Long before Lin Manuel Miranda and Hamilton nudged us to remember that our nation’s past is neither dead nor inaccessible, similar efforts were being made in New Hampshire. After the Revolution, written by David Magidson and produced by UNH’s Theatre Education Program, dealt with New Hampshire’s legislative debate over the ratification of the United States Constitution.
We know that in 1788 the state eventually became the ninth to ratify the document, but Magidson’s work did not focus on the result. Instead, his play focused on the debate between federalists and anti-federalists in New Hampshire, and how federalist logic slowly prevailed among the 120 delegates gathered in Exeter.

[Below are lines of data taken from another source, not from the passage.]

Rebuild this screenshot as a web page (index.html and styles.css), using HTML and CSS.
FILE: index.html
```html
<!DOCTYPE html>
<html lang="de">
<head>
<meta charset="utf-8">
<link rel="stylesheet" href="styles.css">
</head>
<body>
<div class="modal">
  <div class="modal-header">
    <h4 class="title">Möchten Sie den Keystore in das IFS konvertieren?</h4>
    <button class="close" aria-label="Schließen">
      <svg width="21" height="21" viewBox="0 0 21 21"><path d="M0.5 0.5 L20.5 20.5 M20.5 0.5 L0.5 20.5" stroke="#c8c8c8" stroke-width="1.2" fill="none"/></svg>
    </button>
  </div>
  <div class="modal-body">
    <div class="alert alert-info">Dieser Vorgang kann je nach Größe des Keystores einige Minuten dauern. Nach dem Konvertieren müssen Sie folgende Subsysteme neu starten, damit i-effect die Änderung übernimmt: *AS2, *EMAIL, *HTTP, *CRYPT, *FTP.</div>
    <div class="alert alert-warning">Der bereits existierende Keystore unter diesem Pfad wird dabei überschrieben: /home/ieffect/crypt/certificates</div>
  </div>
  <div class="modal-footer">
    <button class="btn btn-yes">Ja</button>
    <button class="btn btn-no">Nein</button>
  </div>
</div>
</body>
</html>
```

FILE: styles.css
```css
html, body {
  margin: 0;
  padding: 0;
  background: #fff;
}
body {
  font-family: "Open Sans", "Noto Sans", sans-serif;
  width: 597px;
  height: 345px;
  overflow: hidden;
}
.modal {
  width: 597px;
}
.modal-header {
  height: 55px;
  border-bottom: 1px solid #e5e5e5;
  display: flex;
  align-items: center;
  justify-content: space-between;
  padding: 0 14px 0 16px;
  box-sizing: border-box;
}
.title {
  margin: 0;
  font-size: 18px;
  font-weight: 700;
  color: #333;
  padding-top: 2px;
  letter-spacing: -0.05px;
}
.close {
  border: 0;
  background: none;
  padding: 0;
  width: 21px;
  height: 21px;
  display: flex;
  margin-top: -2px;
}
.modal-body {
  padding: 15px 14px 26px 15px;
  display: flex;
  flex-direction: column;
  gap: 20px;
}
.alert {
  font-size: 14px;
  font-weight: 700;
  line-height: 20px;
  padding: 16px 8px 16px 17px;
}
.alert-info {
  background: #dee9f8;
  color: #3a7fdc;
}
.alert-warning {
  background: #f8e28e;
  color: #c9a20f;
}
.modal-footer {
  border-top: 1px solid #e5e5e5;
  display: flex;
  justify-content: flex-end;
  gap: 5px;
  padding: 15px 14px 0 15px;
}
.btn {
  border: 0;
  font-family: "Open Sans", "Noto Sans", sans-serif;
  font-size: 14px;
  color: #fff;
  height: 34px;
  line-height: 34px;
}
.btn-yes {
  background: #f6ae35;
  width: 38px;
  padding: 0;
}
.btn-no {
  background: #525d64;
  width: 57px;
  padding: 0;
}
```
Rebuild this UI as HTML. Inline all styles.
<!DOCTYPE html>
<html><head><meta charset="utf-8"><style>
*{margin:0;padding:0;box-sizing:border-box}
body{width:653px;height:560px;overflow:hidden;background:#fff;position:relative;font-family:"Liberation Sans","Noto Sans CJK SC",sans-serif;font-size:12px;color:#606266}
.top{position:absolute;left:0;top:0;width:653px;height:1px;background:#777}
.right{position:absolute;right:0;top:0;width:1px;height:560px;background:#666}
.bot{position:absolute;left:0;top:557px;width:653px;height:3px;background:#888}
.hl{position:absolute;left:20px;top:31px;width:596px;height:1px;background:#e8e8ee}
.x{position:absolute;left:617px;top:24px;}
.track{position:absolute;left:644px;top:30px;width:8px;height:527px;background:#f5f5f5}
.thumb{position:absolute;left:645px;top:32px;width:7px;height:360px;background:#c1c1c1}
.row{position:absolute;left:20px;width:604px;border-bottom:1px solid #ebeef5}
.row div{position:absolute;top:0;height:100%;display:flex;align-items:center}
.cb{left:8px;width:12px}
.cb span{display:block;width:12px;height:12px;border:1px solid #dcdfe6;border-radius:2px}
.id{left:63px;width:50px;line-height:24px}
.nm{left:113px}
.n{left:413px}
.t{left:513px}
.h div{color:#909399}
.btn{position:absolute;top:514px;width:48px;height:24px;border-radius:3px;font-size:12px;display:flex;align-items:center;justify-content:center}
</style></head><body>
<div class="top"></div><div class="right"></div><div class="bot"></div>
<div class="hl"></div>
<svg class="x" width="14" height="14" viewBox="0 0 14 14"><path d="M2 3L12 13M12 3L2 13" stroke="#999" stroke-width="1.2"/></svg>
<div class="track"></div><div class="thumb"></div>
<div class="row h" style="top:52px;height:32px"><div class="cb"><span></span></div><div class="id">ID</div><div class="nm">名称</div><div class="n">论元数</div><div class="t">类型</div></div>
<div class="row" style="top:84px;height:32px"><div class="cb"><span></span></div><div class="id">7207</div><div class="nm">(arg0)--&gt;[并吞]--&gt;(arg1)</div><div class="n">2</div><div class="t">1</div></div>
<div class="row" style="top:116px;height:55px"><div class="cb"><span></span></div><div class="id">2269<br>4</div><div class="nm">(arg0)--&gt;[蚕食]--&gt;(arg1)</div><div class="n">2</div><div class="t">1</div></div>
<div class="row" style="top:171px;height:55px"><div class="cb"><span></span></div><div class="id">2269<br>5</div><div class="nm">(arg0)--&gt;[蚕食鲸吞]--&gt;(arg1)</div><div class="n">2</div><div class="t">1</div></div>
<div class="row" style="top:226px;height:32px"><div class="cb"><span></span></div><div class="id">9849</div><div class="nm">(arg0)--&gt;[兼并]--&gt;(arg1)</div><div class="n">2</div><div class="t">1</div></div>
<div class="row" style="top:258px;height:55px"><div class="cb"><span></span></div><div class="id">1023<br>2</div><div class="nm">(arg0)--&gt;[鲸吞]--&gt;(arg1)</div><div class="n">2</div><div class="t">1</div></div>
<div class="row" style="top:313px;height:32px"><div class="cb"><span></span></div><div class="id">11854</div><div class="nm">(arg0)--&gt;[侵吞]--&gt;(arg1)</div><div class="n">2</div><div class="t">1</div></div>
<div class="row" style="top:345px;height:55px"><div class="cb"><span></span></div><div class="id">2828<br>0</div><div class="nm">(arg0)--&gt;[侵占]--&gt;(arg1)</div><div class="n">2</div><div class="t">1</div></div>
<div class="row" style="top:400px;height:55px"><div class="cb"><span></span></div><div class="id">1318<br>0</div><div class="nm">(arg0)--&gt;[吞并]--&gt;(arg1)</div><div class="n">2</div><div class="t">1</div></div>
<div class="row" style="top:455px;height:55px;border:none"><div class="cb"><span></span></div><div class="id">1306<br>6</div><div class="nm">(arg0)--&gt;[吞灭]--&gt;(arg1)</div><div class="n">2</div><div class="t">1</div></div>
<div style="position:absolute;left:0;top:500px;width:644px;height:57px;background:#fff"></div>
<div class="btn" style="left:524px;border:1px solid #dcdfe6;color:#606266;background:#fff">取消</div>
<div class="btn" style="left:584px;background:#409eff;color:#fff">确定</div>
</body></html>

In the clip below, Katherine Curtis talked to the playwright about his creation, notable New Hampshire federalists, and how he expected the public to react to the play.
That same year, Katherine Curtis spoke to UNH Manchester professor of history Jack Resch about an ongoing public history project, coincidentally titled “After the Revolution” as well. In 1985, the New Hampshire Council for the Humanities sponsored “After the Revolution” with the goal of compiling information from documents (specifically those of the immediate post- Revolution era) that had been overlooked or abandoned in dusty attics and hidden in cabinets across the state.
Resch also broached the topic of New Hampshire’s hotly contested ratification of the Constitution, speaking about the vital social information the project brought to the historic issue, including the monumental role religion played in the politics of the 1780s.
Though Miranda has hung up his spurs and Magidson’s After the Revolution has long since finished its run, Resch continues the mission. His published work includes Suffering Soldiers: Revolutionary War Veterans, Moral Sentiment and Political Culture in the Early Republic (2000), which focuses on Peterborough, New Hampshire as a case study.